Review the listing and copy each line that holds the word "components".
******
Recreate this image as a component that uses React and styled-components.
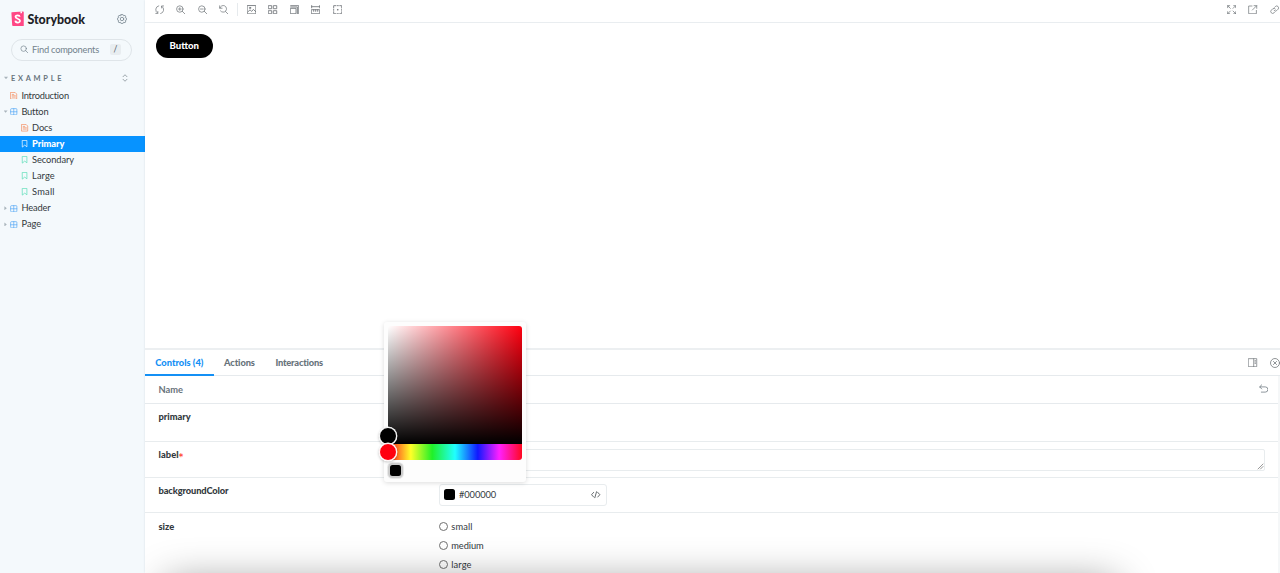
import React from 'react';
import styled, { createGlobalStyle, css } from 'styled-components';

const Global = createGlobalStyle`
  *, *::before, *::after { box-sizing: border-box; }
  html, body { margin: 0; height: 573px; overflow: hidden; background: #fff; }
  body, button, input { font-family: "Lato", "Noto Sans", sans-serif; font-size: 9.3px; color: #33393d; }
`;

const App = styled.div`
  display: flex;
  width: 1280px;
  height: 573px;
  overflow: hidden;
`;

/* icons */

const Svg = styled.svg.attrs({ viewBox: '0 0 14 14' })`
  display: block;
  flex: none;
  width: ${p => p.$size || 9.4}px;
  height: ${p => p.$size || 9.4}px;
  fill: none;
  stroke: currentColor;
  stroke-width: ${p => p.$weight || 1.1};
  stroke-linecap: round;
  stroke-linejoin: round;
`;

const paths = {
  cog: 'M5.8 .6h2.4l.4 1.5 1.1.5 1.4-.8 1.2 1.2-.8 1.4.5 1.1 1.5.4v2.3l-1.5.4-.5 1.1.8 1.4-1.2 1.2-1.4-.8-1.1.5-.4 1.5H5.8l-.4-1.5-1.1-.5-1.4.8-1.2-1.2.8-1.4-.5-1.1-1.5-.4V5.9l1.5-.4.5-1.1-.8-1.4L2.9 1.8l1.4.8 1.1-.5zM9.4 7a2.4 2.4 0 1 1-4.8 0 2.4 2.4 0 0 1 4.8 0z',
  search: 'M10.5 6a4.5 4.5 0 1 1-9 0 4.5 4.5 0 0 1 9 0zM9.3 9.3L13 13',
  sync: 'M5.6 1.2A6 6 0 0 0 3.8 12M1.2 12.6h3V9.6M8.4 12.8A6 6 0 0 0 10.2 2M12.8 1.4h-3v3',
  zoomIn: 'M10.5 6a4.8 4.8 0 1 1-9.6 0 4.8 4.8 0 0 1 9.6 0zM9.3 9.3L13.3 13.3M5.7 4v4M3.7 6h4',
  zoomOut: 'M10.5 6a4.8 4.8 0 1 1-9.6 0 4.8 4.8 0 0 1 9.6 0zM9.3 9.3L13.3 13.3M3.7 6h4',
  zoomReset: 'M1 1.2v3.6h3.6M1.3 4.6A5 5 0 1 1 2.2 8.8M9.6 9.6L13.3 13.3',
  photo: 'M.8 .8h12.4v12.4H.8zM1 10.5l3.5-3.3 2.5 2.3 2.5-3 3.5 3.5M5.5 4.3a1 1 0 1 1-2 0 1 1 0 0 1 2 0z',
  grid: 'M1 1h4.5v4.5H1zM8.5 1H13v4.5H8.5zM1 8.5h4.5V13H1zM8.5 8.5H13V13H8.5z',
  grow: 'M1 5h8v8H1zM1 3h10v10M1 1h12v12',
  ruler: 'M1 .8v3.5M13 .8v3.5M1 2.5h12M1 7h12v6H1zM4 7v2.5M7 7v2.5M10 7v2.5',
  outline: 'M1 4V1h3M6 1h2M10 1h3v3M13 6v2M13 10v3h-3M8 13H6M4 13H1v-3M1 8V6M7 6.5v1M6.5 7h1',
  expand: 'M1 4V1h3M1 1l4 4M10 1h3v3M13 1L9 5M1 10v3h3M1 13l4-4M13 10v3h-3M13 13L9 9',
  share: 'M6 1.5H1v11.5h11.5V8M9 1h4v4M13 1L6.5 7.5',
  link: 'M6 8a2.7 2.7 0 0 0 4 .3l2-2a2.8 2.8 0 0 0-4-4l-1.2 1.2M8 6a2.7 2.7 0 0 0-4-.3l-2 2a2.8 2.8 0 0 0 4 4l1.2-1.2',
  side: 'M1 1h12v12H1zM8.5 1v12M10.3 4h1M10.3 6h1M10.3 8h1',
  close: 'M13.3 7a6.3 6.3 0 1 1-12.6 0 6.3 6.3 0 0 1 12.6 0zM4.8 4.8l4.4 4.4M9.2 4.8L4.8 9.2',
  undo: 'M4 1.3L1 4.3 4 7.3M1.2 4.3H9.3a3.9 3.9 0 0 1 0 7.8H3.5',
  doc: 'M1.5 .8h8l3 3v9.4h-11zM4 4.5h3M4 7h6M4 9.5h6',
  component: 'M1.2 2.5q0-1.3 1.3-1.3h9q1.3 0 1.3 1.3v9q0 1.3-1.3 1.3h-9q-1.3 0-1.3-1.3zM7 1.2v11.6M1.2 7h11.6',
  bookmark: 'M3 .8h8v12L7 9.5l-4 3.3z',
  markup: 'M4 3.5L.8 7 4 10.5M10 3.5L13.2 7 10 10.5M8.3 2.5l-2.6 9',
  updown: 'M3.5 4.8L7 1.3l3.5 3.5M3.5 9.2L7 12.7l3.5-3.5',
};

const Icon = ({ name, size, weight }) => (
  <Svg $size={size} $weight={weight}><path d={paths[name]} /></Svg>
);

/* sidebar */

const Sidebar = styled.aside`
  width: 145px;
  flex: none;
  background: #f4f9fc;
`;

const Brand = styled.header`
  display: flex;
  align-items: center;
  height: 37px;
  padding: 0 18px 0 11px;
  color: #73828c;
`;

const Logo = styled.svg`
  width: 13px;
  height: 15.5px;
  margin-right: 3.5px;
`;

const BrandName = styled.span`
  flex: 1;
  padding-top: 1px;
  color: #1e2226;
  font: 900 12.4px "Lato", sans-serif;
  letter-spacing: -0.03px;
`;

const Search = styled.div`
  display: flex;
  align-items: center;
  width: 121px;
  height: 22px;
  margin: 1.5px 0 0 11px;
  padding: 0 10px 0 7.5px;
  border: 1px solid #dfe5e9;
  border-radius: 11px;
  color: #73828c;
`;

const SearchText = styled.span`
  flex: 1;
  margin-left: 4px;
  letter-spacing: -0.24px;
  line-height: 12px;
`;

const Key = styled.kbd`
  width: 11px;
  height: 11px;
  border-radius: 2px;
  background: #e8edf0;
  color: #4c5860;
  font: 8.5px/11px "Lato", sans-serif;
  text-align: center;
`;

const SectionHead = styled.div`
  display: flex;
  align-items: center;
  height: 16px;
  margin-top: 9.5px;
  padding: 0 16px 0 4px;
  color: #68747d;
  font-weight: 700;
  font-size: 7.4px;
`;

const SectionName = styled.span`
  flex: 1;
  margin-left: 3px;
  letter-spacing: 2.75px;
`;

const Caret = styled.i`
  width: 4px;
  height: 4px;
  flex: none;
  background: #a9b4bb;
  clip-path: ${p => (p.$open ? 'polygon(0 20%, 100% 20%, 50% 80%)' : 'polygon(20% 0, 80% 50%, 20% 100%)')};
  visibility: ${p => (p.$hidden ? 'hidden' : 'visible')};
`;

const Tree = styled.nav`
  padding-top: 1.5px;
`;

const kindColor = { doc: '#f58a5b', component: '#55a9f5', bookmark: '#55dcb4' };

const Node = styled.div`
  display: flex;
  align-items: center;
  gap: 3.5px;
  height: 16.12px;
  padding-left: ${p => (p.$nested ? 14.3 : 3.6)}px;
  line-height: 12px;
  letter-spacing: ${p => p.$track ?? -0.05}px;
  svg { color: ${p => kindColor[p.$kind]}; margin-left: -0.7px; }
  ${p => p.$selected && css`
    background: #0793ff;
    color: #fff;
    font-weight: 900;
    svg { color: #fff; }
  `}
`;

const nodes = [
  { label: 'Introduction', kind: 'doc', track: -0.24 },
  { label: 'Button', kind: 'component', caret: true, open: true, track: -0.2 },
  { label: 'Docs', kind: 'doc', nested: true, track: -0.2 },
  { label: 'Primary', kind: 'bookmark', nested: true, selected: true, track: -0.08 },
  { label: 'Secondary', kind: 'bookmark', nested: true, track: -0.1 },
  { label: 'Large', kind: 'bookmark', nested: true, track: 0.05 },
  { label: 'Small', kind: 'bookmark', nested: true, track: 0.2 },
  { label: 'Header', kind: 'component', caret: true, track: -0.15 },
  { label: 'Page', kind: 'component', caret: true, track: 0.05 },
];

/* canvas */

const Main = styled.main`
  position: relative;
  flex: 1;
  min-width: 0;
  overflow: hidden;
  background: #fff;
  box-shadow: 0 0 2px rgba(60, 80, 95, 0.15);
`;

const Toolbar = styled.div`
  display: flex;
  align-items: center;
  gap: 12.1px;
  height: 23px;
  padding: 0 1px 3px 9.6px;
  border-bottom: 1px solid #e9edf0;
  color: #73787c;
`;

const Divider = styled.i`
  width: 1px;
  height: 13px;
  margin: 0 -3px 0 -4px;
  background: #e6eaed;
`;

const Spacer = styled.span`
  flex: 1;
`;

const Preview = styled.section`
  height: 325px;
  padding: 11px;
`;

const StoryButton = styled.button`
  display: block;
  width: 56.5px;
  height: 24px;
  padding: 0 0 1px;
  border: 0;
  border-radius: 12px;
  background: #000;
  color: #fff;
  font-weight: 900;
  font-size: 9.6px;
  line-height: 22px;
`;

/* addon panel */

const Tabs = styled.div`
  display: flex;
  align-items: center;
  height: 28px;
  border-top: 2px solid #eceff1;
  border-bottom: 1px solid #e6eaed;
  color: #73787c;
  padding-right: 0.5px;
  gap: 12px;
`;

const TabList = styled.div`
  display: flex;
  flex: 1;
  height: 27px;
`;

const Tab = styled.div`
  height: 27px;
  padding: 0 10.3px;
  border-bottom: 2px solid ${p => (p.$active ? '#1490f5' : 'transparent')};
  color: ${p => (p.$active ? '#1490f5' : '#68737b')};
  font-weight: 900;
  line-height: 27px;
  letter-spacing: ${p => p.$track || 0}px;
`;

const Table = styled.div`
  border-right: 2px solid #f5f7f8;
`;

const Row = styled.div`
  display: grid;
  grid-template-columns: 280px 1fr;
  height: ${p => p.$height}px;
  padding: 0 13px 0 13.5px;
  border-bottom: 1px solid #e8ecee;
`;

const HeadRow = styled.div`
  display: flex;
  align-items: center;
  justify-content: space-between;
  height: 28px;
  padding: 0 10px 1px 13.5px;
  border-bottom: 1px solid #e6eaed;
  color: #68737b;
  font-weight: 700;
`;

const Name = styled.span`
  padding-top: ${p => p.$top || 6}px;
  font-weight: 900;
  line-height: 13px;
  letter-spacing: ${p => p.$track || 0}px;
`;

const Required = styled.span`
  color: #ff4b3a;
  font: 700 8.5px/8px "DejaVu Sans", sans-serif;
  vertical-align: -2px;
`;

const TextArea = styled.div`
  display: flex;
  align-items: flex-end;
  justify-content: flex-end;
  height: 22px;
  margin-top: 6.5px;
  border: 1px solid #e8ecee;
  border-radius: 2px;
  color: #777;
`;

const ColorField = styled.div`
  display: flex;
  align-items: center;
  gap: 4px;
  width: 168px;
  height: 22px;
  margin-top: 6px;
  padding: 0 5px 1px 4.5px;
  border: 1px solid #e8ecee;
  border-radius: 3px;
`;

const Chip = styled.i`
  width: 11px;
  height: 11px;
  border-radius: 2.5px;
  background: #000;
`;

const Value = styled.span`
  flex: 1;
  letter-spacing: -0.1px;
`;

const Options = styled.div`
  padding-top: 4px;
`;

const Option = styled.label`
  display: flex;
  align-items: center;
  gap: 3.8px;
  height: 18.9px;
  letter-spacing: ${p => p.$track ?? 0.1}px;
  &::before {
    content: '';
    width: 9px;
    height: 9px;
    border: 1px solid #707070;
    border-radius: 50%;
  }
`;

/* colour picker overlay */

const Picker = styled.div`
  position: absolute;
  left: 239px;
  top: 322px;
  width: 142px;
  height: 160px;
  padding: 4px;
  border-radius: 3px;
  background: #fdfdfd;
  box-shadow: 0 1px 5px rgba(0, 0, 0, 0.14);
`;

const Saturation = styled.div`
  height: 118px;
  border-radius: 3px 3px 0 0;
  background: linear-gradient(to top, #000, transparent), linear-gradient(to right, #fff, transparent), #ff0010;
`;

const Hue = styled.div`
  height: 16px;
  border-radius: 0 0 3px 3px;
  background: linear-gradient(to right, #ff1020 0%, #ffff28 17%, #20f028 33%, #20ffff 50%, #1018ff 67%, #ff20ff 83%, #ff0820 100%);
`;

const Thumb = styled.i`
  position: absolute;
  left: -5px;
  top: ${p => p.$top}px;
  width: 18px;
  height: 18px;
  border: 1.5px solid #fff;
  border-radius: 50%;
  background: ${p => p.$color};
  box-shadow: 0 0 0 0.4px #fff, 0 1px 3px rgba(0, 0, 0, 0.3);
`;

const Preset = styled.div`
  width: 11px;
  height: 11px;
  margin: 5px 0 0 1.7px;
  border-radius: 2.5px;
  background: #000;
  box-shadow: 0 0 0 2px #ccc, 0 0 0 3px #e9e9e9;
`;

const DockShadow = styled.div`
  position: absolute;
  left: 20px;
  right: 163px;
  top: 582px;
  height: 60px;
  border-radius: 8px;
  box-shadow: 0 0 40px 0 rgba(0, 0, 0, 0.42);
  pointer-events: none;
`;

export default function StorybookPage() {
  return (
    <App>
      <Global />
      <Sidebar>
        <Brand>
          <Logo viewBox="0 0 26 31">
            <path d="M1.5 2.5L24 .8q1.5 0 1.5 1.5v27q0 1.5-1.5 1.5L4 30q-1.5 0-1.6-1.5L.8 4Q.8 2.6 1.5 2.5z" fill="#ff4785" />
            <path d="M19 .9l3-.3v4.500L20.500 4 19 5z" fill="#fff" />
            <path d="M17.5 11.5C17 8 9 7.5 9 11.5c0 4.5 9 3.3 9 8.2 0 4.6-9 4.8-9.2-.4" fill="none" stroke="#fff" strokeWidth="3.5" />
          </Logo>
          <BrandName>Storybook</BrandName>
          <Icon name="cog" size={10} />
        </Brand>
        <Search>
          <Icon name="search" size={8.5} />
          <SearchText>Find components</SearchText>
          <Key>/</Key>
        </Search>
        <SectionHead>
          <Caret $open />
          <SectionName>EXAMPLE</SectionName>
          <Icon name="updown" size={8} />
        </SectionHead>
        <Tree>
          {nodes.map(n => (
            <Node key={n.label} $kind={n.kind} $nested={n.nested} $selected={n.selected} $track={n.track}>
              <Caret $open={n.open} $hidden={!n.caret} />
              <Icon name={n.kind} size={7.5} weight={1.3} />
              {n.label}
            </Node>
          ))}
        </Tree>
      </Sidebar>
      <Main>
        <Toolbar>
          <Icon name="sync" />
          <Icon name="zoomIn" />
          <Icon name="zoomOut" />
          <Icon name="zoomReset" />
          <Divider />
          <Icon name="photo" weight={1.3} />
          <Icon name="grid" weight={1.3} />
          <Icon name="grow" weight={1.3} />
          <Icon name="ruler" weight={1.3} />
          <Icon name="outline" weight={1.3} />
          <Spacer />
          <Icon name="expand" />
          <Icon name="share" />
          <Icon name="link" />
        </Toolbar>
        <Preview>
          <StoryButton>Button</StoryButton>
        </Preview>
        <Tabs>
          <TabList>
            <Tab $active>Controls (4)</Tab>
            <Tab $track={-0.1}>Actions</Tab>
            <Tab $track={-0.2}>Interactions</Tab>
          </TabList>
          <Icon name="side" />
          <Icon name="close" size={10} />
        </Tabs>
        <Table>
          <HeadRow>
            Name
            <Icon name="undo" />
          </HeadRow>
          <Row $height={38}><Name>primary</Name></Row>
          <Row $height={36}>
            <Name $track={0.1}>label<Required>*</Required></Name>
            <TextArea><Svg $size={7} $weight={1.5}><path d="M2 12L12 2M7 12l5-5" /></Svg></TextArea>
          </Row>
          <Row $height={35}>
            <Name $track={-0.12}>backgroundColor</Name>
            <ColorField>
              <Chip />
              <Value>#000000</Value>
              <Icon name="markup" />
            </ColorField>
          </Row>
          <Row $height={80}>
            <Name $top={7}>size</Name>
            <Options>
              <Option>small</Option>
              <Option $track={-0.1}>medium</Option>
              <Option>large</Option>
            </Options>
          </Row>
        </Table>
        <Picker>
          <Saturation />
          <Hue />
          <Preset />
          <Thumb $top={105} $color="#000" />
          <Thumb $top={121} $color="#ff0010" />
        </Picker>
        <DockShadow />
      </Main>
    </App>
  );
}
******
> **Output for this exercise**:
Recreate this image as a component that uses React and styled-components.
import styled, { createGlobalStyle, css } from 'styled-components';
          <SearchText>Find components</SearchText>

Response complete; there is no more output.